Given request: Copy each line that contains the string "styles".

Supplied data:
- - - -

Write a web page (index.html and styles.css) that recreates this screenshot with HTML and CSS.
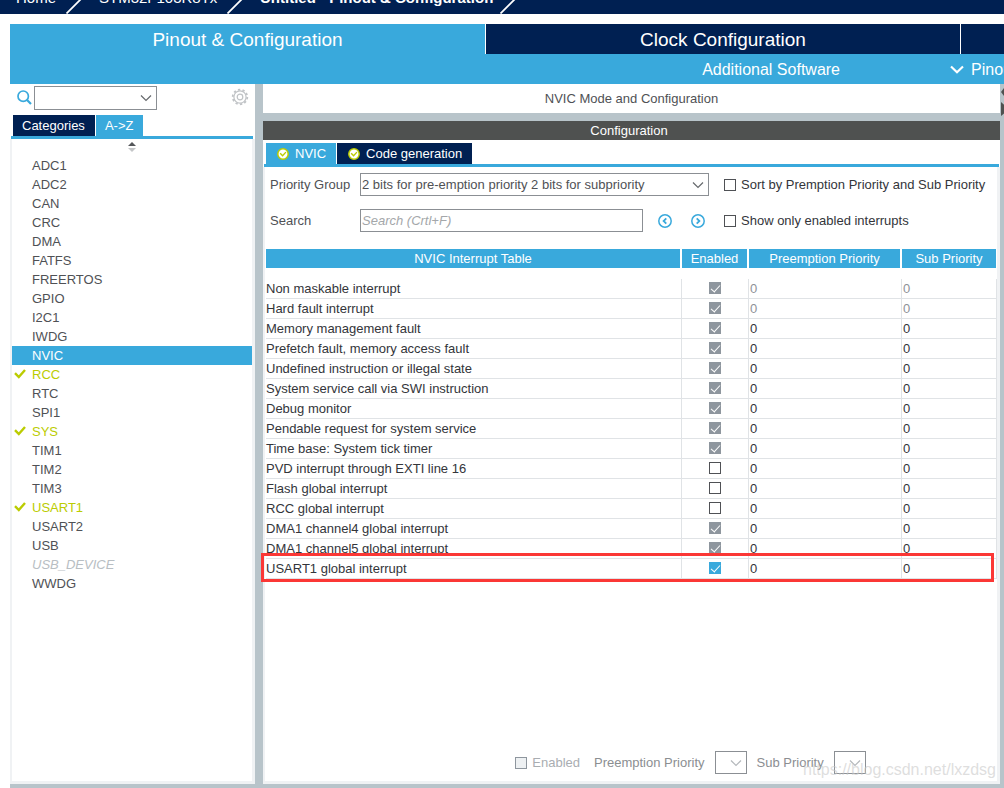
FILE: index.html
```html
<!DOCTYPE html>
<html lang="en">
<head>
<meta charset="utf-8">
<title>Pinout &amp; Configuration</title>
<link rel="stylesheet" href="styles.css">
</head>
<body>
<svg class="defs" aria-hidden="true">
  <symbol id="chevron" viewBox="0 0 12 8"><path d="M1 1.5 6 6.5 11 1.5" fill="none" stroke="currentColor" stroke-width="1.2"/></symbol>
  <symbol id="slash" viewBox="0 0 16 16"><path d="M0.5 15.5 15.5 0.5" fill="none" stroke="#fff" stroke-width="1.8"/></symbol>
  <symbol id="tick" viewBox="0 0 12 10"><path d="M1 4.2 4.8 8 11 1" fill="none" stroke="#bbcc01" stroke-width="2.4"/></symbol>
  <symbol id="ok" viewBox="0 0 12 12"><circle cx="6" cy="6" r="5.2" fill="#fff" stroke="#bbcc01" stroke-width="1.5"/><path d="M3.2 5.2 5.6 7.7 8.9 4.1" fill="none" stroke="#bbcc01" stroke-width="1.4"/></symbol>
</svg>

<nav class="crumbs" aria-label="Breadcrumb">
  <a class="crumb crumb-home" href="#">Home</a>
  <svg class="slash"><use href="#slash"/></svg>
  <a class="crumb crumb-chip" href="#">STM32F103R8Tx</a>
  <svg class="slash"><use href="#slash"/></svg>
  <a class="crumb crumb-page" href="#">Untitled - Pinout &amp; Configuration</a>
  <svg class="slash"><use href="#slash"/></svg>
</nav>

<div class="app">
  <div class="main-tabs">
    <button class="main-tab active" type="button">Pinout &amp; Configuration</button>
    <button class="main-tab" type="button">Clock Configuration</button>
    <button class="main-tab" type="button" aria-label="Project Manager"></button>
  </div>
  <div class="toolbar">
    <button class="tool" type="button">Additional Software</button>
    <button class="tool tool-menu" type="button">
      <svg class="tool-chevron" viewBox="0 0 14 9"><path d="M1 1.5 7 7.2 13 1.5" fill="none" stroke="#fff" stroke-width="2.2"/></svg>
      Pinout
    </button>
  </div>

  <div class="workspace">
    <aside class="sidebar">
      <div class="find">
        <svg class="lens" viewBox="0 0 15 15"><circle cx="6.2" cy="6.2" r="5.2" fill="none" stroke="#39a9dc" stroke-width="1.7"/><path d="M9.8 9.8 14 14" stroke="#39a9dc" stroke-width="2.2"/></svg>
        <div class="combo combo-find">
          <select aria-label="Find peripheral"><option></option></select>
          <svg class="combo-arrow"><use href="#chevron"/></svg>
        </div>
        <button class="gear" type="button" aria-label="Settings">
          <svg viewBox="0 0 18 18" width="18" height="18"><g fill="none" stroke="#c0c3c6"><circle cx="9" cy="9" r="6.1" stroke-width="1.2"/><circle cx="9" cy="9" r="7.3" stroke-width="1.8" stroke-dasharray="2.3 2.287"/><circle cx="9" cy="9" r="2.8" stroke-width="1.2"/></g></svg>
        </button>
      </div>
      <div class="tabs">
        <button class="tab" type="button">Categories</button>
        <button class="tab active" type="button">A-&gt;Z</button>
      </div>
      <div class="list-panel">
        <svg class="sorter" viewBox="0 0 8 10"><path d="M0 4 4 0 8 4z" fill="#55575a"/><path d="M0 6h8L4 10z" fill="#c4c6c8"/></svg>
        <ul class="list">
          <li>ADC1</li>
          <li>ADC2</li>
          <li>CAN</li>
          <li>CRC</li>
          <li>DMA</li>
          <li>FATFS</li>
          <li>FREERTOS</li>
          <li>GPIO</li>
          <li>I2C1</li>
          <li>IWDG</li>
          <li class="selected">NVIC</li>
          <li class="on"><svg><use href="#tick"/></svg>RCC</li>
          <li>RTC</li>
          <li>SPI1</li>
          <li class="on"><svg><use href="#tick"/></svg>SYS</li>
          <li>TIM1</li>
          <li>TIM2</li>
          <li>TIM3</li>
          <li class="on"><svg><use href="#tick"/></svg>USART1</li>
          <li>USART2</li>
          <li>USB</li>
          <li class="off">USB_DEVICE</li>
          <li>WWDG</li>
        </ul>
      </div>
    </aside>

    <main class="mode">
      <h1 class="mode-title">NVIC Mode and Configuration</h1>
      <section class="config">
        <h2 class="config-title">Configuration</h2>
        <div class="tabs config-tabs">
          <button class="tab active" type="button"><svg><use href="#ok"/></svg>NVIC</button>
          <button class="tab" type="button"><svg><use href="#ok"/></svg>Code generation</button>
        </div>
        <div class="config-body">
          <div class="options">
            <label for="group">Priority Group</label>
            <div class="combo">
              <select id="group"><option>2 bits for pre-emption priority 2 bits for subpriority</option></select>
              <svg class="combo-arrow"><use href="#chevron"/></svg>
            </div>
            <label class="check"><input type="checkbox">Sort by Premption Priority and Sub Priority</label>

            <label for="search">Search</label>
            <div class="search">
              <input id="search" type="text" placeholder="Search (Crtl+F)">
              <button type="button" aria-label="Previous"><svg viewBox="0 0 14 14"><circle cx="7" cy="7" r="6.2" fill="none" stroke="#39a9dc" stroke-width="1.5"/><path d="M8.3 4.3 5.6 7l2.7 2.7" fill="none" stroke="#39a9dc" stroke-width="1.8"/></svg></button>
              <button type="button" aria-label="Next"><svg viewBox="0 0 14 14"><circle cx="7" cy="7" r="6.2" fill="none" stroke="#39a9dc" stroke-width="1.5"/><path d="M5.7 4.3 8.4 7l-2.7 2.7" fill="none" stroke="#39a9dc" stroke-width="1.8"/></svg></button>
            </div>
            <label class="check"><input type="checkbox">Show only enabled interrupts</label>
          </div>

          <div class="table-wrap">
            <table class="irq">
              <colgroup><col><col class="col-enabled"><col class="col-preempt"><col class="col-sub"></colgroup>
              <thead>
                <tr><th>NVIC Interrupt Table</th><th>Enabled</th><th>Preemption Priority</th><th>Sub Priority</th></tr>
              </thead>
              <tbody>
                <tr class="spacer"><td colspan="4"></td></tr>
                <tr class="dim"><td>Non maskable interrupt</td><td><input type="checkbox" checked disabled aria-label="Enabled"></td><td>0</td><td>0</td></tr>
                <tr class="dim"><td>Hard fault interrupt</td><td><input type="checkbox" checked disabled aria-label="Enabled"></td><td>0</td><td>0</td></tr>
                <tr><td>Memory management fault</td><td><input type="checkbox" checked disabled aria-label="Enabled"></td><td>0</td><td>0</td></tr>
                <tr><td>Prefetch fault, memory access fault</td><td><input type="checkbox" checked disabled aria-label="Enabled"></td><td>0</td><td>0</td></tr>
                <tr><td>Undefined instruction or illegal state</td><td><input type="checkbox" checked disabled aria-label="Enabled"></td><td>0</td><td>0</td></tr>
                <tr><td>System service call via SWI instruction</td><td><input type="checkbox" checked disabled aria-label="Enabled"></td><td>0</td><td>0</td></tr>
                <tr><td>Debug monitor</td><td><input type="checkbox" checked disabled aria-label="Enabled"></td><td>0</td><td>0</td></tr>
                <tr><td>Pendable request for system service</td><td><input type="checkbox" checked disabled aria-label="Enabled"></td><td>0</td><td>0</td></tr>
                <tr><td>Time base: System tick timer</td><td><input type="checkbox" checked disabled aria-label="Enabled"></td><td>0</td><td>0</td></tr>
                <tr><td>PVD interrupt through EXTI line 16</td><td><input type="checkbox" aria-label="Enabled"></td><td>0</td><td>0</td></tr>
                <tr><td>Flash global interrupt</td><td><input type="checkbox" aria-label="Enabled"></td><td>0</td><td>0</td></tr>
                <tr><td>RCC global interrupt</td><td><input type="checkbox" aria-label="Enabled"></td><td>0</td><td>0</td></tr>
                <tr><td>DMA1 channel4 global interrupt</td><td><input type="checkbox" checked disabled aria-label="Enabled"></td><td>0</td><td>0</td></tr>
                <tr><td>DMA1 channel5 global interrupt</td><td><input type="checkbox" checked disabled aria-label="Enabled"></td><td>0</td><td>0</td></tr>
                <tr><td>USART1 global interrupt</td><td><input type="checkbox" checked aria-label="Enabled"></td><td>0</td><td>0</td></tr>
              </tbody>
            </table>
            <div class="highlight"></div>
          </div>

          <div class="editor">
            <label class="check"><input class="muted" type="checkbox" disabled>Enabled</label>
            <label for="pre">Preemption Priority</label>
            <div class="combo combo-small"><select id="pre" disabled><option></option></select><svg class="combo-arrow"><use href="#chevron"/></svg></div>
            <label for="sub">Sub Priority</label>
            <div class="combo combo-small"><select id="sub" disabled><option></option></select><svg class="combo-arrow"><use href="#chevron"/></svg></div>
          </div>
        </div>
      </section>
    </main>

    <div class="splitter">
      <svg viewBox="0 0 4 34" width="4" height="34"><path d="M4 4v8L1 8zM1 18l8 7-8 7z" fill="#4f5150"/></svg>
    </div>
  </div>
</div>
<div class="watermark">https://blog.csdn.net/lxzdsg</div>
</body>
</html>
```
FILE: styles.css
```css
* { box-sizing: border-box; }

:root {
  --navy: #002052;
  --blue: #39a9dc;
  --steel: #b8c4ca;
  --line: #e0e3e6;
  --edge: #f0f2f4;
  --text: #4f5155;
}

body {
  margin: 0;
  height: 100vh;
  overflow: hidden;
  display: flex;
  flex-direction: column;
  gap: 10px;
  background: #fff;
  color: var(--text);
  font: 13px/19px "Liberation Sans", Arial, sans-serif;
}

button, input, select { font: inherit; color: inherit; margin: 0; }
button { border: 0; padding: 0; background: none; }
.defs { position: absolute; width: 0; height: 0; }

/* Breadcrumb, scrolled partly out of view */
.crumbs {
  flex: none;
  height: 14px;
  display: flex;
  align-items: flex-end;
  overflow: hidden;
  background: var(--navy);
}
.crumb {
  flex: none;
  padding-bottom: 6px;
  color: #fff;
  font-size: 15px;
  line-height: 20px;
  text-decoration: none;
  white-space: nowrap;
}
.crumb-home { width: 66px; padding-left: 16px; }
.crumb-chip { width: 145px; padding-left: 17px; }
.crumb-page { width: 257px; padding-left: 17px; font-weight: bold; }
.slash { flex: none; width: 16px; height: 16px; }

.app { flex: 1; min-height: 0; margin-left: 10px; display: flex; flex-direction: column; }

.main-tabs { display: grid; grid-template-columns: 475fr 475fr 44fr; height: 30px; }
.main-tab { border-left: 1px solid #fff; background: var(--navy); color: #fff; font-size: 19px; }
.main-tab.active { border-left: 0; background: var(--blue); }

.toolbar {
  flex: none;
  height: 30px;
  display: flex;
  justify-content: flex-end;
  gap: 110px;
  overflow: hidden;
  background: var(--blue);
}
.tool { flex: none; color: #fff; font-size: 16px; white-space: nowrap; }
.tool-menu { width: 54px; display: flex; align-items: center; gap: 7px; }
.tool-chevron { flex: none; width: 14px; height: 9px; }

.workspace {
  flex: 1;
  min-height: 0;
  display: grid;
  grid-template-columns: 245px 1fr 4px;
  padding-bottom: 4px;
  background: var(--steel);
}

/* Shared controls */
.combo { position: relative; height: 23px; }
.combo select {
  display: block;
  width: 100%;
  height: 100%;
  padding: 0 20px 0 1px;
  border: 1px solid #8b8f94;
  border-radius: 0;
  background: #fff;
  appearance: none;
  opacity: 1;
}
.combo-arrow {
  position: absolute;
  right: 5px;
  top: 8px;
  width: 12px;
  height: 8px;
  color: #66696d;
  pointer-events: none;
}

input[type="checkbox"] {
  flex: none;
  display: block;
  width: 12px;
  height: 12px;
  border: 1px solid #4f5155;
  background: #fff;
  appearance: none;
}
input[type="checkbox"]:checked { border: 0; padding: 1px 0 0 4px; background: var(--blue); }
input[type="checkbox"]:checked:disabled { background: #8e969e; }
input[type="checkbox"]:checked::after {
  content: "";
  display: block;
  width: 4px;
  height: 8px;
  border: solid #fff;
  border-width: 0 1px 1px 0;
  transform: rotate(42deg);
}
input.muted { border-color: #8e969e; background: #eef1f3; }
.check { display: flex; align-items: center; gap: 5px; color: #33353a; white-space: nowrap; }

.tabs { display: flex; gap: 1px; border-bottom: 3px solid var(--blue); }
.tab {
  display: flex;
  align-items: center;
  height: 21px;
  padding: 0 10px 0 9px;
  background: var(--navy);
  color: #fff;
}
.tab.active { background: var(--blue); }
.tab svg { width: 12px; height: 12px; margin: 0 6px 0 2px; }

/* Peripheral list */
.sidebar { display: flex; flex-direction: column; background: #fff; }
.find { display: flex; align-items: flex-start; padding: 2px 6px 5px 7px; }
.lens { width: 15px; height: 15px; margin: 4px 2px 0 0; }
.combo-find { width: 123px; height: 24px; }
.gear { margin: 2px 0 0 auto; height: 18px; }
.gear svg { display: block; }
.sidebar .tabs { margin: 0 2px 0 1px; padding-left: 2px; }
.list-panel {
  flex: 1;
  display: flex;
  flex-direction: column;
  align-items: center;
  border: solid var(--edge);
  border-width: 0 3px 3px 2px;
  padding-top: 3px;
}
.sorter { width: 8px; height: 10px; margin-bottom: 4px; }
.list { align-self: stretch; margin: 0; padding: 0; list-style: none; }
.list li { position: relative; height: 19px; padding-left: 20px; line-height: 19px; }
.list svg { position: absolute; left: 2px; top: 4px; width: 12px; height: 10px; }
.list .selected { background: var(--blue); color: #fff; }
.on { color: #bbcc01; }
.off { color: #b8bec3; font-style: italic; }

/* Mode and configuration */
.mode { display: flex; flex-direction: column; gap: 8px; min-width: 0; margin-left: 8px; }
.mode-title, .config-title { margin: 0; font-size: 13px; font-weight: normal; text-align: center; }
.mode-title { padding: 5px 0; line-height: 19px; background: #fff; }
.config { flex: 1; display: flex; flex-direction: column; background: #fff; }
.config-title { padding-right: 5px; background: #4f5150; color: #fff; }
.config-tabs { margin: 3px 1px 0; padding-left: 2px; }
.config-body {
  flex: 1;
  display: flex;
  flex-direction: column;
  border: solid var(--edge);
  border-width: 0 3px 3px 2px;
  padding: 6px 0 7px 1px;
}

.options {
  display: grid;
  grid-template-columns: 90px 1fr 288px;
  align-items: center;
  row-gap: 13px;
  padding-left: 4px;
}
.options .check { padding-left: 15px; }
.search { display: flex; align-items: center; }
.search input {
  flex: 1;
  min-width: 0;
  height: 23px;
  padding: 0 1px;
  border: 1px solid #8b8f94;
}
.search input::placeholder { color: #a4a7aa; font-style: italic; opacity: 1; }
.search button { width: 14px; height: 14px; margin-left: 19px; }
.search button:first-of-type { margin-left: 15px; }
.search button:last-of-type { margin-right: 4px; }
.search svg { display: block; width: 14px; height: 14px; }

.table-wrap { position: relative; margin-top: 17px; }
.irq {
  width: 100%;
  table-layout: fixed;
  border-collapse: separate;
  border-spacing: 0;
  color: #33353a;
}
.col-enabled { width: 67px; }
.col-preempt { width: 153px; }
.col-sub { width: 95px; }
.irq th {
  height: 19px;
  padding: 0;
  border-right: 2px solid #fff;
  background: var(--blue);
  color: #fff;
  font-weight: normal;
}
.irq th:last-child { border-right-width: 1px; }
.irq td {
  height: 20px;
  padding: 0;
  border: solid var(--line);
  border-width: 0 1px 1px 0;
  white-space: nowrap;
}
.irq td:nth-child(2) { padding-bottom: 1px; }
.irq td:nth-child(n+3) { padding-left: 1px; }
.irq input { margin: 0 auto; }
.irq .spacer td { height: 11px; border: 0; }
.dim td + td { color: #8e9298; }

.highlight {
  position: absolute;
  left: -5px;
  right: 3px;
  bottom: -3px;
  height: 29px;
  border: 3px solid #fb3735;
}

.editor {
  display: flex;
  align-items: center;
  justify-content: center;
  gap: 10px;
  margin-top: auto;
  padding-left: 118px;
  color: #8b8e91;
}
.editor .check { margin-right: 4px; color: #a9adb1; }
.combo-small { width: 32px; }
.combo-small .combo-arrow { color: #b4b8bc; }

.splitter { display: flex; align-items: flex-start; }

.watermark {
  position: absolute;
  right: 8px;
  bottom: 8px;
  color: rgba(200, 200, 200, 0.6);
  font-size: 16px;
  line-height: 20px;
}
```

- - - -

Exercise solution:
Write a web page (index.html and styles.css) that recreates this screenshot with HTML and CSS.
<link rel="stylesheet" href="styles.css">
FILE: styles.css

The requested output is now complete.